PostgreSQL was designed to be extensible: you can add functionality to PostgreSQL without having to fork it. This includes new data types, indexing methods, ways to work with other database systems, utilities that make it easier to manage PostgreSQL features, additional programming languages, and even extensions that let you write your own extensions. People have built open source communities and companies around specific PostgreSQL extensions (e.g. PostGIS), and PostgreSQL extensions have made it possible to support all kinds of workloads (geospatial, timeseries, analytical, AI) from a single database. With thousands of available PostgreSQL extensions, they truly are a “force multiplier” for PostgreSQL and help drive significant adoption while letting users quickly build functionality for their databases!

The side-effect of all this is we’re now seeing “extension sprawl.” How do I know which extension to use? What is the level of support of an extension? How do I know an extension will continue to be actively maintained? How can I help contribute a feature to an extension? Even “where can I download an extension” has become a big question: while has an incomplete list of extensions and the community packages maintain a set of extensions, there are now multiple PostgreSQL extension repositories available (PGXN, dbdev, Trunk), and pgxman.

One of the strengths of the PostgreSQL community is that it is widely distributed, but we can make it easier to help guide users through the sprawl make informed choices about how they manage their data. I see 2024 as an opportunity to put more central resources into how we represent PostgreSQL extensions, and help users understand when to use certain extensions and their development maturity level, and likewise help extension builders with both governance and maintenance resources.

Community Building

I wanted to round out thoughts for 2024 around community building. The PostgreSQL contributor community has significantly grown since I first started, and the community has done a better job of recognizing contributors to all parts of the project, not just the code base (noting that there is still room for improvement here). But we can continue to do better, and there are three areas I’d like to specifically highlight: mentorship and DEI, and transparency, which will help in all areas of the project.

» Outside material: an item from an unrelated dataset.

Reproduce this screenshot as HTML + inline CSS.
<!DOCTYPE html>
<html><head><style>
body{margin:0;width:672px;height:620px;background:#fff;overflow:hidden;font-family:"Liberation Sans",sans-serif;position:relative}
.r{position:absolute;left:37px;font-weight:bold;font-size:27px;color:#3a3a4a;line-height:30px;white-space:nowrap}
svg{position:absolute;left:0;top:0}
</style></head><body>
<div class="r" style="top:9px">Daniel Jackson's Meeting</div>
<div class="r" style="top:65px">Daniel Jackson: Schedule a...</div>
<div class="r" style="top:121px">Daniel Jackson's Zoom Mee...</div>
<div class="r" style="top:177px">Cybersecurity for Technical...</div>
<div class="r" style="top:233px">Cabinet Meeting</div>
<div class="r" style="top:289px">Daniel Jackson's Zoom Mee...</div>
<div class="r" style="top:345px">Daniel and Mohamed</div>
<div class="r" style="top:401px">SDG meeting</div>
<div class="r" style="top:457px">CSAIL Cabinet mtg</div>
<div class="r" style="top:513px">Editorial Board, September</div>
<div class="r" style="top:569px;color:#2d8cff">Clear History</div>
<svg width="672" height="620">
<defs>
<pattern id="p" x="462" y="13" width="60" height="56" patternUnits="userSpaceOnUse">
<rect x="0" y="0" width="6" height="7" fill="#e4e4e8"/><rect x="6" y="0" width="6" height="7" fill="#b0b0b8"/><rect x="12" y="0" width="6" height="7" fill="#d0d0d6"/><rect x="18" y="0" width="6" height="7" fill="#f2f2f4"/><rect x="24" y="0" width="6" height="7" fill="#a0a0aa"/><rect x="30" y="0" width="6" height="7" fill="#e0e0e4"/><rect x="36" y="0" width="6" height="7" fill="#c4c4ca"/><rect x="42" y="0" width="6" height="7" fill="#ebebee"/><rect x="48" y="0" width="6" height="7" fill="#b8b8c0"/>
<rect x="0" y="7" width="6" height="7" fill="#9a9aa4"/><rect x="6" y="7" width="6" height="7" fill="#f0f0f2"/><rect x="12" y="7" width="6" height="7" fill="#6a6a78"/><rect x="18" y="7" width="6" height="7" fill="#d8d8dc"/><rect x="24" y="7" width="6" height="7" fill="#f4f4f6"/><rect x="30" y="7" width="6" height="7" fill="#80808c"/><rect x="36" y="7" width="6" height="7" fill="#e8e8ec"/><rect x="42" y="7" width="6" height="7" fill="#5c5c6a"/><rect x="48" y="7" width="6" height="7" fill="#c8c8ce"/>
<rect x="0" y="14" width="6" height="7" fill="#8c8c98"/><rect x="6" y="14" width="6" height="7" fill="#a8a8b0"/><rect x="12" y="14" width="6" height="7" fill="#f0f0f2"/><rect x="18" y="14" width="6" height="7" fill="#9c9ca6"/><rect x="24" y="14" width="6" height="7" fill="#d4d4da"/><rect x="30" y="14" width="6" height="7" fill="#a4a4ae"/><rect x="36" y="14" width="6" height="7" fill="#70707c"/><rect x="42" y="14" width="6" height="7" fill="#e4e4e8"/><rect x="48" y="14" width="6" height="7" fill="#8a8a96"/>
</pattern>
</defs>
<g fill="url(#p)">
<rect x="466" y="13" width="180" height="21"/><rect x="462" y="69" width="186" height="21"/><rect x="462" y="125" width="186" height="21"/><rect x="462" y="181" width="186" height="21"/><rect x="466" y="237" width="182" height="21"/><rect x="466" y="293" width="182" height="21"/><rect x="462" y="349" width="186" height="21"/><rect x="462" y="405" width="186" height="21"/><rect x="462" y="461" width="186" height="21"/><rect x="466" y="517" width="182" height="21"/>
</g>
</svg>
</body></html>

During the developer meeting @ PGCon 2023, Melanie Plageman gave a very detailed analysis of the experience of being a newer contributor to PostgreSQL and the challenges it takes to ramp up. Melanie identified many problems: ramp up time on learning basic of how to contribute to PostgreSQL (getting started on the codebase, communicating on the mailing list), the effort to get a patch to a committable state and having a committer interested in it, guidance that may be given with the best of intentions (get started by reviewing patches!) which actually may be more challenging than writing code, and how feedback, when delivered, is delivered.

On the last point, how to give feedback, I want to call out an excellent blog post by Robert Haas that specifically addresses the power of giving praise while delivering feedback – these things do make a difference and it’s a good reminder in general that we should be supportive even while we’re being critical.

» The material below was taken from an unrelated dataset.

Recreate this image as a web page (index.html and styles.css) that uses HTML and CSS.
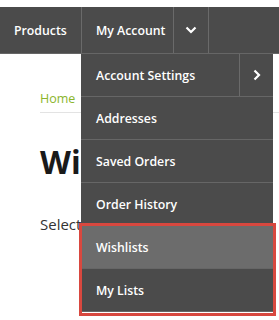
FILE: index.html
```html
<!DOCTYPE html>
<html>
<head>
<meta charset="utf-8">
<link rel="stylesheet" href="styles.css">
</head>
<body>
<nav class="topbar">
  <a class="nav-item products">Products</a>
  <div class="account">
    <a class="nav-item myaccount">My Account</a>
    <a class="nav-toggle"><svg width="12" height="8" viewBox="0 0 12 8"><path d="M1.5 1.5 L6 6 L10.5 1.5" fill="none" stroke="#fff" stroke-width="2.2"/></svg></a>
    <ul class="dropdown">
      <li class="dd-item has-sub"><span class="dd-label">Account Settings</span><span class="dd-arrow"><svg width="8" height="12" viewBox="0 0 8 12"><path d="M1.5 1.5 L6 6 L1.5 10.5" fill="none" stroke="#fff" stroke-width="2.2"/></svg></span></li>
      <li class="dd-item"><span class="dd-label">Addresses</span></li>
      <li class="dd-item"><span class="dd-label">Saved Orders</span></li>
      <li class="dd-item"><span class="dd-label">Order History</span></li>
      <li class="dd-item active"><span class="dd-label">Wishlists</span></li>
      <li class="dd-item"><span class="dd-label">My Lists</span></li>
      <li class="highlight-box"></li>
    </ul>
  </div>
  <div class="nav-fill"></div>
</nav>
<main class="content">
  <div class="breadcrumb"><a class="crumb">Home</a></div>
  <h1 class="title">Wishlists</h1>
  <p class="lead">Select a wishlist</p>
</main>
</body>
</html>
```

FILE: styles.css
```css
* { box-sizing: border-box; }
html, body { margin: 0; padding: 0; background: #fff; }
body {
  padding-top: 7px;
  font-family: "Open Sans", "Liberation Sans", sans-serif;
  overflow: hidden;
  height: 320px;
}
.topbar {
  display: flex;
  height: 47px;
  background: #4b4b4b;
  border-bottom: 1px solid #666;
  position: relative;
  z-index: 5;
}
.nav-item {
  display: flex;
  align-items: center;
  color: #fff;
  font-size: 12.3px;
  font-weight: 600;
  height: 46px;
}
.products {
  width: 82px;
  padding-left: 14px;
  border-right: 1px solid #6a6a6a;
}
.account {
  display: flex;
  position: relative;
}
.myaccount {
  width: 92px;
  padding-left: 14px;
  border-right: 1px solid #6a6a6a;
}
.nav-toggle {
  width: 35px;
  height: 46px;
  display: flex;
  align-items: center;
  justify-content: center;
  border-right: 1px solid #6a6a6a;
}
.nav-fill { flex: 1; }
.dropdown {
  position: absolute;
  left: -1px;
  top: 47px;
  width: 192px;
  margin: 0;
  padding: 0;
  list-style: none;
  background: #4b4b4b;
}
.dd-item {
  display: flex;
  height: 43px;
  border-bottom: 1px solid #666;
  color: #fff;
  font-size: 12.3px;
  font-weight: 600;
}
.dd-item:last-of-type { border-bottom: none; }
.dd-label {
  flex: 1;
  display: flex;
  align-items: center;
  padding-left: 15px;
}
.dd-arrow {
  width: 34px;
  display: flex;
  align-items: center;
  justify-content: center;
  border-left: 1px solid #6a6a6a;
}
.dd-item.active { background: #6c6c6c; }
.highlight-box {
  position: absolute;
  left: -2px;
  top: 169px;
  width: 197px;
  height: 93px;
  border: 3px solid #d8483f;
  pointer-events: none;
}
.content {
  padding: 0 0 0 40px;
}
.breadcrumb {
  padding-top: 32px;
  height: 59px;
  border-bottom: 1px solid #e3e3e3;
}
.crumb {
  color: #8ab52c;
  font-size: 12.5px;
}
.title {
  margin: 29px 0 0 0;
  font-size: 32px;
  font-weight: 700;
  line-height: 40px;
  color: #1a1a1a;
}
.lead {
  margin: 32px 0 0 0;
  font-size: 15px;
  color: #333;
}
```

Back to Melanie’s points, mentorship is something we can do better across the community. Personally, I admit I have been bad at this in areas around project advocacy, including helping to get more people to contribute to the web infrastructure and the release process. This doesn’t mean PostgreSQL lacks mentorship – I can count numerous folks in the community as mentors – but we can be better in terms of how we can help people get started with contributing and finding mentors who can guide them on their journey.

2024 serves as a gateway to building better mentorship processes, and we’re looking to test some of these ideas at 2024 in May 2024 in Vancouver.

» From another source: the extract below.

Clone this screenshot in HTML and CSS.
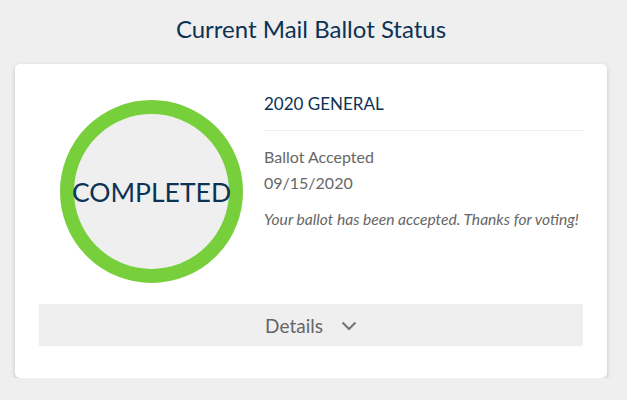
FILE: index.html
```html
<!DOCTYPE html>
<html lang="en">

<head>
    <meta charset="UTF-8">
    <meta name="viewport" content="width=device-width, initial-scale=1.0">
    <title>Mail Ballot Status</title>
    <link rel="stylesheet" href="styles.css">
</head>

<body>
    <h1 class="page-title">Current Mail Ballot Status</h1>

    <div class="card">
        <div class="card-top">
            <div class="status-col">
                <div class="status-ring">
                    <span class="status-label">COMPLETED</span>
                </div>
            </div>
            <div class="info-col">
                <h2 class="election">2020 GENERAL</h2>
                <p class="info-line">Ballot Accepted</p>
                <p class="info-line">09/15/2020</p>
                <p class="info-note">Your ballot has been accepted. Thanks for voting!</p>
            </div>
        </div>

        <div class="details-bar">
            <span>Details</span>
            <svg class="chevron" width="16" height="10" viewBox="0 0 16 10">
                <path d="M1.5 1.5 L8 8 L14.5 1.5" fill="none" stroke="#777" stroke-width="2.2" />
            </svg>
        </div>
    </div>
</body>
</html>
```

FILE: styles.css
```css
:root {
    --background: #efefef;
    --navy: #0c3354;
    --grey: #666666;
    --green: #77cf3b;
}

body {
    margin: 0;
    padding: 0 20px 0 15px;
    background-color: var(--background);
    font-family: Lato, "Open Sans", Arial, sans-serif;
}

.page-title {
    margin: 0;
    padding-top: 14px;
    height: 64px;
    box-sizing: border-box;
    text-align: center;
    font-size: 24px;
    font-weight: normal;
    line-height: 30px;
    color: var(--navy);
}

.card {
    background: white;
    border-radius: 5px;
    box-shadow: 0 2px 5px rgba(0, 0, 0, 0.18);
    padding: 12px 24px 32px 24px;
}

.card-top {
    display: flex;
}

.status-col {
    width: 225px;
    display: flex;
    justify-content: center;
    padding-top: 24px;
}

.status-ring {
    width: 155px;
    height: 155px;
    border: 14px solid var(--green);
    border-radius: 50%;
    background: var(--background);
    display: flex;
    align-items: center;
    justify-content: center;
}

.status-label {
    font-size: 26.5px;
    color: var(--navy);
}

.info-col {
    flex: 1;
    padding-top: 16px;
}

.election {
    margin: 0 0 0 0;
    font-size: 17px;
    font-weight: normal;
    line-height: 24px;
    color: var(--navy);
    padding-bottom: 14px;
    border-bottom: 1px solid #eeeeee;
    margin-bottom: 13px;
}

.info-line {
    margin: 0;
    font-size: 16px;
    line-height: 26px;
    color: var(--grey);
}

.info-note {
    margin: 12px 0 0 0;
    font-size: 15.6px;
    font-style: italic;
    line-height: 22px;
    color: var(--grey);
}

.details-bar {
    margin-top: 21px;
    height: 42px;
    background: var(--background);
    display: flex;
    align-items: center;
    justify-content: center;
    gap: 18px;
    font-size: 19px;
    color: var(--grey);
}

.chevron {
    margin-top: 2px;
}
```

(Some history: Before, PGCon was the event where PostgreSQL contributors gathered to discuss strategic projects for the upcoming development cycle. PGCon was organized by Dan Langille from 2007 to 2023, and after umpteen years of organizing, he was ready to extend the efforts to a group of folks and helped to establish is a conference for folks who want to contribute to PostgreSQL, and covers topics around PostgreSQL development (both core server and all open source projects around PostgreSQL such as extensions and drivers), community building, and open source thought leadership. A big portion of is dedicated to mentorship, and is planning to include workshops around how to contribute to PostgreSQL. If you’re looking for ways to help contribute to PostgreSQL, I strongly suggest attending or submitting a talk!

This leads into how the PostgreSQL community can improve in DEI. I strongly suggest reading the slides and watching the video (when it’s available) of Karen Jex and Lætitia AVROT’s 2023 talk Trying to be Barbie in Ken’s Mojo Dojo Casa House, as it’s an insightful presentation on how we can continue to make the PostgreSQL community more inclusive. The community has made progress in this area (and Karen and Lætitia point to initiatives that have helped with this), but we can still be better, and we should actively and proactively work to address feedback to help ensure contributing to PostgreSQL is a welcoming experience. There are actions we can all take, for example, calling out an inappropriate (e.g. sexist) behavior as it happens and providing guidance on why it’s not appropriate.

Finally, there’s transparency. This might seem odd in open source, given, well, it’s open. But there are quite a few governance issues that are discussed not in the open, and it helps to understand how decisions are made. The PostgreSQL Code of Conduct Committee provides an excellent example of how the community can be transparent about issues that require sensitivity. Each year, the Code of Conduct committee publishes a report (here is the one from 2022) of its work, including high level descriptions of cases and overall statistics. This is a practice we can reproduce across many of the PostgreSQL teams that are involved in tasks that may require privacy due to their sensitivity.

Conclusion: This was originally supposed to be a shorter post

When I originally started writing this, I thought it’d be a pithy post that I’d finish in a few hours. A few days later…

In all seriousness, PostgreSQL is in a good place. It remains popular, and its reputation for reliability, robustness, and performance remain sound. But we can still do better, and the good news is that the community is actively working towards improving in every which way

While these are thoughts for what PostgreSQL can do in 2024 and beyond, there’s so much PostgreSQL already does today. In fact, asking questions like “where is PostgreSQL going” does give us an opportunity to step back and reflect on all the progress PostgreSQL has made over the past several years while looking ahead on what is to come!